When they put in animations (1.4?) I don’t remember people going batshit. I sort of remember excitement to be honest, but then again I was just a noobette back then. When Flip rolled out SLB, there might have been certain haters, but the general feeling of the community wasn’t “omg he’s evil.”
Name me 1 feature that didn’t have direct consequences (ie p2p & teleport landowners) or the general concensus wasn’t based on “fixes before features” that the entire community whet batshit.
And can you possibly tell me that you believe the sheep did everything 100% correctly in reguards to the search? I can tell you there is at least 1 overopinionated nobody who would have been a lot less angry at them had there been even 1 annoucement that every parcel would be scanned by x day. That would be me.

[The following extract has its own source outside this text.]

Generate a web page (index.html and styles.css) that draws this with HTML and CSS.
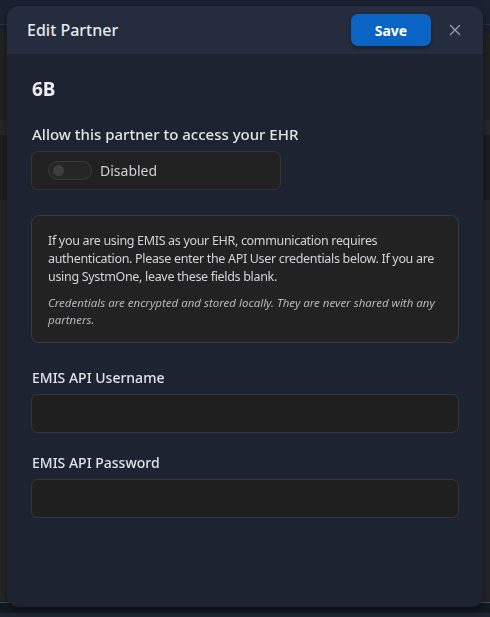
FILE: index.html
```html
<!DOCTYPE html>
<html>
<head>
<meta charset="utf-8">
<link rel="stylesheet" href="styles.css">
</head>
<body>
<div class="page">
  <div class="topbar"></div>
  <div class="subbar"></div>
  <div class="content">
    <div class="band b1"></div>
    <div class="band b2"></div>
    <div class="band b3"></div>
    <div class="band b4"></div>
  </div>
  <div class="footer-line"></div>
  <div class="footer"></div>
</div>

<div class="modal">
  <div class="modal-header">
    <h2 class="modal-title">Edit Partner</h2>
    <div class="header-actions">
      <button class="btn-save">Save</button>
      <button class="btn-close" aria-label="Close">
        <svg width="12" height="12" viewBox="0 0 12 12"><path d="M1.5 1.5 L10.5 10.5 M10.5 1.5 L1.5 10.5" stroke="#9aa0ab" stroke-width="1.3" fill="none" stroke-linecap="round"/></svg>
      </button>
    </div>
  </div>
  <div class="modal-body">
    <h3 class="partner-name">6B</h3>
    <div class="field">
      <div class="label">Allow this partner to access your EHR</div>
      <div class="toggle-box">
        <span class="switch"><span class="knob"></span></span>
        <span class="toggle-text">Disabled</span>
      </div>
    </div>
    <div class="info-box">
      <p class="info-main">If you are using EMIS as your EHR, communication requires authentication. Please enter the API User credentials below. If you are using SystmOne, leave these fields blank.</p>
      <p class="info-note">Credentials are encrypted and stored locally. They are never shared with any partners.</p>
    </div>
    <div class="field input-field">
      <div class="label small">EMIS API Username</div>
      <input class="text-input" type="text">
    </div>
    <div class="field input-field second">
      <div class="label small">EMIS API Password</div>
      <input class="text-input" type="password">
    </div>
  </div>
</div>
</body>
</html>
```

FILE: styles.css
```css
* { box-sizing: border-box; }
html, body { margin: 0; padding: 0; }
body {
  width: 490px;
  height: 617px;
  overflow: hidden;
  background: #1f1f1f;
  font-family: "Noto Sans", "Open Sans", sans-serif;
}
.page {
  height: 617px;
  display: flex;
  flex-direction: column;
}
.topbar { height: 25px; background: #1b2131; border-bottom: 1px solid #2a3244; }
.subbar { height: 8px; background: #1a2030; }
.content { flex: 1; display: flex; flex-direction: column; background: #222222; }
.b1 { height: 87px; background: #222222; }
.b2 { height: 15px; background: #282828; }
.b3 { height: 65px; background: #1e1e1e; }
.b4 { flex: 1; background: #252525; }
.footer-line { height: 1px; background: #3b4b5e; }
.footer { height: 14px; background: linear-gradient(#151a22 0, #151a22 10px, #1f2637 10px); }

.modal {
  position: fixed;
  left: 7px;
  top: 6px;
  width: 476px;
  height: 601px;
  border-radius: 12px;
  overflow: hidden;
  background: #1e2331;
  box-shadow: 0 4px 10px rgba(0,0,0,0.45);
  display: flex;
  flex-direction: column;
}
.modal-header {
  height: 48px;
  background: #242c3e;
  display: flex;
  align-items: center;
  justify-content: space-between;
  padding: 0 16px 0 20px;
}
.modal-title {
  margin: 0;
  font-size: 16px;
  font-weight: 500;
  color: #e6e8ec;
}
.header-actions { display: flex; align-items: center; gap: 12px; }
.btn-save {
  width: 80px;
  height: 32px;
  border: none;
  border-radius: 7px;
  background: #0a64c4;
  color: #ffffff;
  font-family: inherit;
  font-size: 14px;
  font-weight: 700;
  box-shadow: 0 2px 4px rgba(0,0,0,0.3);
}
.btn-close {
  width: 24px;
  height: 24px;
  padding: 0;
  border: none;
  background: transparent;
  display: flex;
  align-items: center;
  justify-content: center;
}
.modal-body {
  padding: 22px 24px 0 24px;
  display: flex;
  flex-direction: column;
}
.partner-name {
  margin: 0 0 22px 1px;
  font-size: 19px;
  font-weight: 700;
  color: #eceef2;
  line-height: 26px;
}
.field { display: flex; flex-direction: column; gap: 7px; }
.input-field { gap: 6px; }
.input-field.second { margin-top: 20px; }
.label {
  margin-left: 1px;
  font-size: 15px;
  font-weight: 500;
  color: #e2e4e8;
  line-height: 20px;
}
.label.small { font-size: 14px; }
.toggle-box {
  width: 250px;
  height: 39px;
  background: #212121;
  border: 1px solid #353535;
  border-radius: 7px;
  display: flex;
  align-items: center;
  padding-left: 16px;
  gap: 8px;
}
.switch {
  width: 44px;
  height: 19px;
  border: 1px solid #3a3a3a;
  background: #262626;
  border-radius: 10px;
  display: flex;
  align-items: center;
  padding-left: 4px;
}
.knob {
  width: 11px;
  height: 11px;
  border-radius: 50%;
  background: #3e3e3e;
}
.toggle-text {
  font-size: 14px;
  color: #cfd1d4;
}
.info-box {
  margin-top: 25px;
  margin-bottom: 25px;
  background: #222222;
  border: 1px solid #363a42;
  border-radius: 8px;
  padding: 16px 16px 14px 16px;
}
.info-main {
  margin: 0;
  font-size: 12.5px;
  letter-spacing: -0.32px;
  line-height: 18px;
  color: #d2d4d8;
}
.info-note {
  margin: 8px 0 0 0;
  font-size: 11.5px;
  line-height: 17px;
  font-style: italic;
  color: #b4b7bc;
}
.text-input {
  width: 100%;
  height: 39px;
  background: #1f1f1f;
  border: 1px solid #34373d;
  border-radius: 7px;
  outline: none;
}
```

One further question… when did my little blog get on the FIC search? :P I checked, it’s not on google since I turned off that option until it’s moved to the new site. I’m pretty certain you aren’t a customer of mine. And my random forum poses (link in sig) has thus far kept me under the radar. Just curious is all.
April 22nd, 2007 at 1:05 pm
You’ve made some good points Luth, though I was one of the people to that told Prokofy Neva that it wasnt’ the end of the world.
It’s pretty obvious to me that Sheep Search was/is a PR mess. I personally knew the sheep were working on something of the sort but didn’t know it was being tested until Prokofy posted about it.
I may not create much content at all, but the Sheep folks should have done more outreach, especially with uber-connected fashionistas. Some of the big fashion blogs have much higher readership than your blog Lordfly. Telling Second Style, Linden Lifestyles, Appearance MOde, Style Disorder will reach lots of content creators, as would have mentioning it on Fashion Consolidated.
And Luth, the purported FIC know about you and your blog because even the purported FIC needs poses. And I believe Lordfly there has hung out with certain fashionistas at times. You’re famous and well regarded among the fashionistas.